__Available data__.
_____

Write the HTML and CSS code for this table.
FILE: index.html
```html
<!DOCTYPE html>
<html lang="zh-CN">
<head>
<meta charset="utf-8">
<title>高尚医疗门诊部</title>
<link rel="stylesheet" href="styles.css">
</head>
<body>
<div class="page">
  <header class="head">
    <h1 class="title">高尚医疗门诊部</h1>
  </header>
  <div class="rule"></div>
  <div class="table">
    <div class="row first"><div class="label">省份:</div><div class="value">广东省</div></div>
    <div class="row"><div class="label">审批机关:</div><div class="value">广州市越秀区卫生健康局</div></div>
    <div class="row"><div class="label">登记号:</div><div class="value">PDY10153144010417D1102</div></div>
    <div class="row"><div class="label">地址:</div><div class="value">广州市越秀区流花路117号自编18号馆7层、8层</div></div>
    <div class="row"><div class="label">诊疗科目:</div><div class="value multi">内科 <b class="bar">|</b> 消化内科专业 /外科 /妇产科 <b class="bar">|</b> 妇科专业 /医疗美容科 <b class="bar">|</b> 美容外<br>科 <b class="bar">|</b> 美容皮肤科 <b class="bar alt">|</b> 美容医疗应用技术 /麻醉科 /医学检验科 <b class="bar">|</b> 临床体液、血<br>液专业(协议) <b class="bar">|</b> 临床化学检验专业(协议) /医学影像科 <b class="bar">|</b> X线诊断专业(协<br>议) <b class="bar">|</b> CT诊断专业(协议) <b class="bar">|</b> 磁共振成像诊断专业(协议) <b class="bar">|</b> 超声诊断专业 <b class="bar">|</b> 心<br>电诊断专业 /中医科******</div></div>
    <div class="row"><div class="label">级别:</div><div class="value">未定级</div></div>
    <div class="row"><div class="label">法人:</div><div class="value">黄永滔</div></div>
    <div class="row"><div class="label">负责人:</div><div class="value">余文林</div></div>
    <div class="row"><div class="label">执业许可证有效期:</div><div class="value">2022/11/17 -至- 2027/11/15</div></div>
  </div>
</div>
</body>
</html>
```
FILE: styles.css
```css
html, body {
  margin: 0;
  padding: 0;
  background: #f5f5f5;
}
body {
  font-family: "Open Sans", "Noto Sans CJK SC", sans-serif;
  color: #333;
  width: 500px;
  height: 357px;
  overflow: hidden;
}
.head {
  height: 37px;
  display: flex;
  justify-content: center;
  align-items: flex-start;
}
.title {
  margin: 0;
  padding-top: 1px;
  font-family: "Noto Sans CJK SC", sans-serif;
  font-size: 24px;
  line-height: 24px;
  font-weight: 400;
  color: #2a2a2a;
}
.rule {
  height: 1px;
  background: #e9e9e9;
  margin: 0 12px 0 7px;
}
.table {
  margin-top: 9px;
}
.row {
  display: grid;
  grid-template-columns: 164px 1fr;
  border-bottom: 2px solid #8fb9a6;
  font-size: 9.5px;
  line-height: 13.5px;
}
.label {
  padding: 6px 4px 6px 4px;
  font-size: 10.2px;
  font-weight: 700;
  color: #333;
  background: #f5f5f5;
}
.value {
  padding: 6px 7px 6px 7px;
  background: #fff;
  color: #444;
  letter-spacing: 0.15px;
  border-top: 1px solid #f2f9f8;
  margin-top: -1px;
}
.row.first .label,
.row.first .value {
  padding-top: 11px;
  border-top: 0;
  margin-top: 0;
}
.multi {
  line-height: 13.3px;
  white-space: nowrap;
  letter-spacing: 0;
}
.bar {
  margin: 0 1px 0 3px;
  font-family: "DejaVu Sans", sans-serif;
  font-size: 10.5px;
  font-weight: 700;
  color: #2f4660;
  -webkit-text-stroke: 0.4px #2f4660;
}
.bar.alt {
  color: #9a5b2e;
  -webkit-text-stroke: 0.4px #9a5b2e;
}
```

_____

__The problem__. From the listing above, reproduce all the lines exactly.

__Task result__.
Write the HTML and CSS code for this table.
FILE: index.html
```html
<!DOCTYPE html>
<html lang="zh-CN">
<head>
<meta charset="utf-8">
<title>高尚医疗门诊部</title>
<link rel="stylesheet" href="styles.css">
</head>
<body>
<div class="page">
  <header class="head">
    <h1 class="title">高尚医疗门诊部</h1>
  </header>
  <div class="rule"></div>
  <div class="table">
    <div class="row first"><div class="label">省份:</div><div class="value">广东省</div></div>
    <div class="row"><div class="label">审批机关:</div><div class="value">广州市越秀区卫生健康局</div></div>
    <div class="row"><div class="label">登记号:</div><div class="value">PDY10153144010417D1102</div></div>
    <div class="row"><div class="label">地址:</div><div class="value">广州市越秀区流花路117号自编18号馆7层、8层</div></div>
    <div class="row"><div class="label">诊疗科目:</div><div class="value multi">内科 <b class="bar">|</b> 消化内科专业 /外科 /妇产科 <b class="bar">|</b> 妇科专业 /医疗美容科 <b class="bar">|</b> 美容外<br>科 <b class="bar">|</b> 美容皮肤科 <b class="bar alt">|</b> 美容医疗应用技术 /麻醉科 /医学检验科 <b class="bar">|</b> 临床体液、血<br>液专业(协议) <b class="bar">|</b> 临床化学检验专业(协议) /医学影像科 <b class="bar">|</b> X线诊断专业(协<br>议) <b class="bar">|</b> CT诊断专业(协议) <b class="bar">|</b> 磁共振成像诊断专业(协议) <b class="bar">|</b> 超声诊断专业 <b class="bar">|</b> 心<br>电诊断专业 /中医科******</div></div>
    <div class="row"><div class="label">级别:</div><div class="value">未定级</div></div>
    <div class="row"><div class="label">法人:</div><div class="value">黄永滔</div></div>
    <div class="row"><div class="label">负责人:</div><div class="value">余文林</div></div>
    <div class="row"><div class="label">执业许可证有效期:</div><div class="value">2022/11/17 -至- 2027/11/15</div></div>
  </div>
</div>
</body>
</html>
```
FILE: styles.css
```css
html, body {
  margin: 0;
  padding: 0;
  background: #f5f5f5;
}
body {
  font-family: "Open Sans", "Noto Sans CJK SC", sans-serif;
  color: #333;
  width: 500px;
  height: 357px;
  overflow: hidden;
}
.head {
  height: 37px;
  display: flex;
  justify-content: center;
  align-items: flex-start;
}
.title {
  margin: 0;
  padding-top: 1px;
  font-family: "Noto Sans CJK SC", sans-serif;
  font-size: 24px;
  line-height: 24px;
  font-weight: 400;
  color: #2a2a2a;
}
.rule {
  height: 1px;
  background: #e9e9e9;
  margin: 0 12px 0 7px;
}
.table {
  margin-top: 9px;
}
.row {
  display: grid;
  grid-template-columns: 164px 1fr;
  border-bottom: 2px solid #8fb9a6;
  font-size: 9.5px;
  line-height: 13.5px;
}
.label {
  padding: 6px 4px 6px 4px;
  font-size: 10.2px;
  font-weight: 700;
  color: #333;
  background: #f5f5f5;
}
.value {
  padding: 6px 7px 6px 7px;
  background: #fff;
  color: #444;
  letter-spacing: 0.15px;
  border-top: 1px solid #f2f9f8;
  margin-top: -1px;
}
.row.first .label,
.row.first .value {
  padding-top: 11px;
  border-top: 0;
  margin-top: 0;
}
.multi {
  line-height: 13.3px;
  white-space: nowrap;
  letter-spacing: 0;
}
.bar {
  margin: 0 1px 0 3px;
  font-family: "DejaVu Sans", sans-serif;
  font-size: 10.5px;
  font-weight: 700;
  color: #2f4660;
  -webkit-text-stroke: 0.4px #2f4660;
}
.bar.alt {
  color: #9a5b2e;
  -webkit-text-stroke: 0.4px #9a5b2e;
}
```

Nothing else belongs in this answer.